A few minutes later, I saw a reporter I recognized, Maggie Vespa from NBC News, eating lunch under some shade trees in the park, and introduced myself and invited her out to Colorado to talk to my students. Her producer cut me off, though, telling Maggie her deadline was in 10 minutes. 

Across the street, a small group of Milwaukee Police Department officers on horseback were out front of about 50 officers on bicycles. I asked the equine squad for the breed of horses and one policewoman told me, “Percherons, with a few Clydesdales in the back.” I then asked, “Are you here just in case….?” And she responded, “Yes. Have a good evening.” 
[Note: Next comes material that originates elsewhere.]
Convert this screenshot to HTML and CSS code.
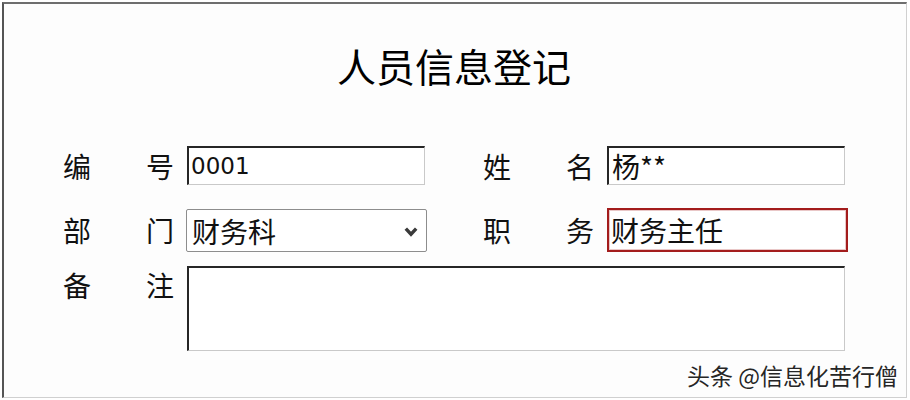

About 4,000 out-of-town police are reportedly helping out with the RNC security. The Secret Service and police presence was felt throughout the downtown area. And Saturday’s assassination attempt of Trump, who was injured in the Pennsylvania shooting, which also resulted in the killing of a volunteer firefighter and the wounding of two other rallygoers, made the armed presence and barricaded streets even more noticeable.

Back at the protest rally, I noticed many of the police officers there were from Columbus, Ohio, where I lived for a year while getting an MA in journalism at Ohio State University. I chatted with a couple of Columbus officers about the university and the Ohio State Fair, but they showed no interest in small talk. The next day, Columbus police officers working in Milwaukee were reported to have killed a man about a mile from the convention. Witnesses said two homeless men were fighting in a park and one of them was carrying a couple of knives. Witnesses said several of the Ohio officers fired upon the man with the knives when he charged at the other man. Over at the nearby RNC, the theme of the day was "Make America Safe Once Again."

This surrealism is tragically getting too real.